ASN, hakim Mahkamah Konstitusi, komisaris BUMN/BUMD, serta pejabat negara lainnya yang menjabat dalam berbagai instansi tidak diizinkan untuk berperan sebagai pelaksana atau anggota tim kampanye pada Pemilu 2024. Aturan ini berlaku juga bagi ketua, wakil ketua, dan anggota Badan Pemeriksa Keuangan (BPK), gubernur, deputi gubernur senior, dan deputi gubernur Bank Indonesia.
Peraturan ini telah diamanatkan dalam Undang-undang Nomor 7 Tahun 2017 tentang Pemilu Pasal 280 ayat (3), yang secara tegas menyatakan larangan bagi siapapun yang termasuk dalam kategori tersebut untuk terlibat sebagai pelaksana atau tim kampanye dalam Pemilu.

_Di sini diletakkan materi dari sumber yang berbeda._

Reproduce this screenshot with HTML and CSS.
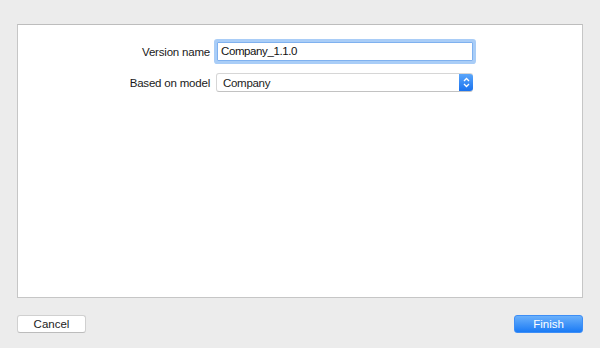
FILE: index.html
```html
<!DOCTYPE html>
<html>
<head>
	<title>New Version</title>
	<link rel="stylesheet" href="styles.css">
</head>
<body>
	<div class="sheet">
		<div class="panel">
			<div class="form">
				<label class="label">Version name</label>
				<div class="field focused">Company_1.1.0</div>
				<label class="label">Based on model</label>
				<div class="popup">
					<span>Company</span>
					<span class="stepper">
						<svg width="9" height="13" viewBox="0 0 9 13">
							<path d="M2 5 L4.5 2.5 L7 5 M2 8 L4.5 10.5 L7 8" fill="none" stroke="#fff" stroke-width="1.3"/>
						</svg>
					</span>
				</div>
			</div>
		</div>
		<div class="buttons">
			<button class="btn">Cancel</button>
			<button class="btn primary">Finish</button>
		</div>
	</div>
</body>
</html>
```
FILE: styles.css
```css
body {
	margin: 0;
	background: #ececec;
	font-family: "Liberation Sans", Arial, sans-serif;
	font-size: 12px;
	color: #222;
}
.sheet {
	padding: 24px 17px 0;
}
.panel {
	height: 272px;
	background: #fff;
	border: 1px solid #c6c6c6;
	border-top-color: #bdbdbd;
}
.form {
	display: grid;
	grid-template-columns: 192px 256px;
	column-gap: 6px;
	row-gap: 12px;
	align-items: center;
	padding-top: 17px;
}
.label {
	text-align: right;
	color: #1a1a1a;
	font-size: 11.5px;
	letter-spacing: -0.2px;
}
.field {
	height: 17px;
	line-height: 17px;
	padding: 0 3px;
	background: #fff;
	border: 1px solid #b5b5b5;
	font-size: 11.5px;
	letter-spacing: -0.4px;
	color: #111;
}
.field.focused {
	border-color: #7fb1ef;
	box-shadow: 0 0 0 3px #a9cdf7;
	border-radius: 1px;
	margin-left: 1px;
	width: 248px;
}
.popup {
	display: flex;
	justify-content: space-between;
	align-items: center;
	height: 17px;
	padding-left: 6px;
	background: #fff;
	border: 1px solid #d6d6d6;
	border-bottom-color: #c2c2c2;
	border-radius: 3px;
	font-size: 11.5px;
	letter-spacing: -0.3px;
	width: 249px;
}
.stepper {
	display: flex;
	align-items: center;
	justify-content: center;
	width: 14px;
	height: 17px;
	margin-right: -1px;
	border-radius: 0 3px 3px 0;
	background: linear-gradient(#5aa6fb, #1a72ee);
}
.buttons {
	display: flex;
	justify-content: space-between;
	margin-top: 17px;
}
.btn {
	width: 69px;
	height: 18px;
	padding: 0;
	font-family: inherit;
	font-size: 11.5px;
	color: #222;
	background: #fff;
	border: 1px solid #d0d0d0;
	border-bottom-color: #bcbcbc;
	border-radius: 3px;
}
.btn.primary {
	color: #fff;
	border-color: #3d8ef6;
	background: linear-gradient(#6ab0fb, #1b7bf5);
}
```
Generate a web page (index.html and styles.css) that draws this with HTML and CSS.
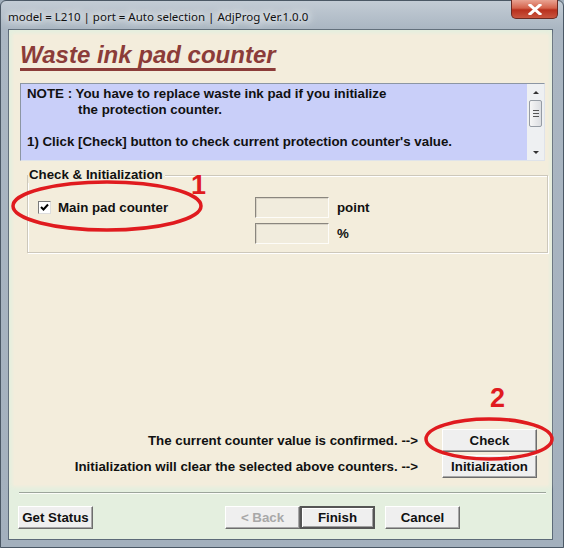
FILE: index.html
```html
<!DOCTYPE html>
<html>
  <head>
    <title>AdjProg</title>
    <link rel="stylesheet" href="styles.css">
  </head>
  <body>
    <div class="window">
      <div class="titlebar">
        <span class="caption">model = L210 | port = Auto selection | AdjProg Ver.1.0.0</span>
        <div class="close">
          <svg width="14" height="11" viewBox="0 0 14 11">
            <path d="M2 1 L12 10 M12 1 L2 10" stroke="#fff" stroke-width="3" stroke-linecap="square"/>
          </svg>
        </div>
      </div>

      <div class="client">
        <div class="page">
          <h1 class="heading">Waste ink pad counter</h1>

          <div class="note">
            <div class="note-text">
              <div>NOTE : You have to replace waste ink pad if you initialize</div>
              <div class="indent">the protection counter.</div>
              <div>&nbsp;</div>
              <div>1) Click [Check] button to check current protection counter's value.</div>
            </div>
            <div class="scrollbar">
              <div class="arrow up"></div>
              <div class="thumb">
                <span></span><span></span><span></span>
              </div>
              <div class="track"></div>
              <div class="arrow down"></div>
            </div>
          </div>

          <div class="group">
            <span class="group-title">Check &amp; Initialization</span>
            <div class="group-row">
              <label class="check">
                <span class="box">
                  <svg width="9" height="9" viewBox="0 0 9 9">
                    <path d="M1 4 L3.5 6.5 L8 1.5" stroke="#000" stroke-width="2" fill="none"/>
                  </svg>
                </span>
                Main pad counter
              </label>
              <div class="fields">
                <div class="field"><span class="textbox"></span><span>point</span></div>
                <div class="field"><span class="textbox"></span><span>%</span></div>
              </div>
            </div>
          </div>

          <div class="spacer"></div>

          <div class="action">
            <span>The current counter value is confirmed. --&gt;</span>
            <button class="btn wide">Check</button>
          </div>
          <div class="action">
            <span>Initialization will clear the selected above counters. --&gt;</span>
            <button class="btn wide">Initialization</button>
          </div>
        </div>

        <div class="separator"></div>

        <div class="footer">
          <button class="btn">Get Status</button>
          <div class="nav">
            <button class="btn disabled">&lt; Back</button>
            <button class="btn default">Finish</button>
            <button class="btn cancel">Cancel</button>
          </div>
        </div>
      </div>

      <!-- red call-outs drawn over the dialog -->
      <svg class="marks" width="564" height="548">
        <ellipse cx="107" cy="206" rx="94" ry="24" fill="none" stroke="#e01b1f" stroke-width="3.5"/>
        <ellipse cx="489" cy="439" rx="63" ry="20" fill="none" stroke="#e01b1f" stroke-width="3.5"/>
      </svg>
      <span class="num one">1</span>
      <span class="num two">2</span>
    </div>
  </body>
</html>
```

FILE: styles.css
```css
body {
  margin: 0;
  font-family: "Liberation Sans", Arial, sans-serif;
  background-color: #9fadba;
}
.window {
  position: relative;
  width: 564px;
  height: 548px;
  box-sizing: border-box;
  padding: 0 10px 7px 7px;
  border: 1px solid #4b5865;
  border-radius: 6px 6px 0 0;
  background: linear-gradient(180deg, #c3ccd5 0px, #aab6c2 28px, #a3b0bd 100%);
  display: flex;
  flex-direction: column;
}
.titlebar {
  height: 28px;
  display: flex;
  justify-content: space-between;
  align-items: flex-start;
  margin-right: -5px;
}
.caption {
  margin-top: 8px;
  font-family: "Noto Sans", sans-serif;
  font-size: 11.5px;
  color: #111;
  text-shadow: 0 0 6px #fff, 0 0 10px #fff, 0 0 14px #e8edf2;
}
.close {
  width: 45px;
  height: 18px;
  margin-top: -1px;
  border: 1px solid #6b2a22;
  border-top: none;
  border-radius: 0 0 5px 5px;
  background: linear-gradient(180deg, #e9a392 0%, #d4634c 45%, #b8301d 55%, #c9553f 100%);
  display: flex;
  align-items: center;
  justify-content: center;
}
.client {
  flex: 1;
  border: 1px solid #5c6a78;
  background-color: #e4efdf;
  display: flex;
  flex-direction: column;
  padding: 5px 4px 0 5px;
}
.page {
  height: 450px;
  background-color: #f3eddc;
  box-shadow: 0 0 4px 2px #f3eddc;
  display: flex;
  flex-direction: column;
  font-size: 13.3px;
  font-weight: bold;
  color: #111;
}
.heading {
  margin: 6px 0 0 6px;
  font-size: 24px;
  font-style: italic;
  font-weight: bold;
  color: #8b3c39;
  text-decoration: underline;
  text-decoration-thickness: 3px;
  text-underline-offset: 5px;
  line-height: 28px;
}
.note {
  margin: 14px 3px 0 6px;
  height: 78px;
  box-sizing: border-box;
  border: 1px solid #8c96a3;
  border-bottom-color: #dfe3ea;
  border-right-color: #dfe3ea;
  background-color: #c9cff9;
  display: flex;
}
.note-text {
  flex: 1;
  padding: 2px 0 0 6px;
  line-height: 16px;
}
.indent {
  padding-left: 51px;
}
.scrollbar {
  width: 17px;
  background-color: #eef0f2;
  display: flex;
  flex-direction: column;
  align-items: center;
}
.arrow {
  height: 16px;
  width: 17px;
  display: flex;
  align-items: center;
  justify-content: center;
}
.arrow.up::before {
  content: "";
  border: 3px solid transparent;
  border-bottom: 3px solid #333;
  border-top: none;
}
.arrow.down::before {
  content: "";
  border: 3px solid transparent;
  border-top: 3px solid #333;
  border-bottom: none;
}
.thumb {
  width: 13px;
  height: 27px;
  box-sizing: border-box;
  border: 1px solid #969ca4;
  border-radius: 2px;
  background: linear-gradient(90deg, #f6f6f6, #dcdee2);
  display: flex;
  flex-direction: column;
  justify-content: center;
  align-items: center;
  gap: 2px;
}
.thumb span {
  width: 6px;
  height: 1px;
  background-color: #555;
}
.track {
  flex: 1;
}
.group {
  margin: 14px 0 0 13px;
  height: 78px;
  box-sizing: border-box;
  border: 1px solid #cdc8bb;
  box-shadow: 1px 1px 0 #fff, inset 1px 1px 0 #fff;
  display: flex;
  flex-direction: column;
}
.group-title {
  align-self: flex-start;
  margin: -9px 0 0 0;
  padding: 0 2px 0 1px;
  line-height: 16px;
  background-color: #f3eddc;
}
.group-row {
  display: flex;
  padding-top: 14px;
}
.check {
  display: flex;
  align-items: center;
  gap: 7px;
  margin-left: 10px;
  width: 217px;
  height: 21px;
}
.box {
  width: 11px;
  height: 11px;
  border: 1px solid #7a7a7a;
  border-bottom-color: #ddd;
  border-right-color: #ddd;
  background-color: #fff;
  display: flex;
  align-items: center;
  justify-content: center;
}
.fields {
  display: flex;
  flex-direction: column;
  gap: 5px;
}
.field {
  display: flex;
  align-items: center;
  gap: 8px;
}
.textbox {
  width: 72px;
  height: 19px;
  border: 1px solid #8a867e;
  border-bottom-color: #fdfcf8;
  border-right-color: #fdfcf8;
  box-shadow: inset 1px 1px 0 #d8d3c6;
  background-color: #f1ecdd;
}
.spacer {
  flex: 1;
}
.action {
  display: flex;
  justify-content: flex-end;
  align-items: center;
  gap: 24px;
  margin-right: 11px;
  margin-bottom: 3px;
}
.action:last-child {
  margin-bottom: 7px;
}
.btn {
  height: 23px;
  width: 75px;
  padding: 0;
  font-family: "Liberation Sans", Arial, sans-serif;
  font-size: 13.3px;
  font-weight: bold;
  color: #111;
  background-color: #efefef;
  border: 1px solid;
  border-color: #fff #6d6d6d #6d6d6d #fff;
  box-shadow: inset -1px -1px 0 #a7a7a7;
}
.btn.wide {
  width: 95px;
}
.btn.disabled {
  color: #a8a8a8;
}
.btn.default {
  border: 2px solid #555;
  box-shadow: inset 1px 1px 0 #fff, inset -1px -1px 0 #a0a0a0;
}
.btn.cancel {
  margin-left: 10px;
}
.separator {
  margin: 7px 2px 0 5px;
  height: 1px;
  background-color: #9ca59b;
  border-bottom: 1px solid #fbfdf9;
}
.footer {
  display: flex;
  align-items: center;
  padding: 12px 0 0 4px;
}
.nav {
  display: flex;
  margin-left: 132px;
}
.marks {
  position: absolute;
  left: -1px;
  top: -1px;
  pointer-events: none;
}
.num {
  position: absolute;
  font-family: "Liberation Sans", Arial, sans-serif;
  font-weight: bold;
  font-size: 27px;
  color: #e01b1f;
  line-height: 1;
}
.num.one {
  left: 190px;
  top: 171px;
}
.num.two {
  left: 489px;
  top: 384px;
}
```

Pelanggaran terhadap aturan ini akan menimbulkan konsekuensi hukum serius bagi ASN. Mereka dapat dikenakan tindak pidana Pemilu yang berpotensi mengakibatkan hukuman penjara selama satu tahun dan denda sebesar Rp12 juta.
Ancaman ini diatur dalam Pasal 494, yang mengindikasikan sanksi bagi ASN, anggota TNI/Polri, kepala desa, perangkat desa, dan anggota badan permusyawaratan desa yang melanggar larangan tersebut.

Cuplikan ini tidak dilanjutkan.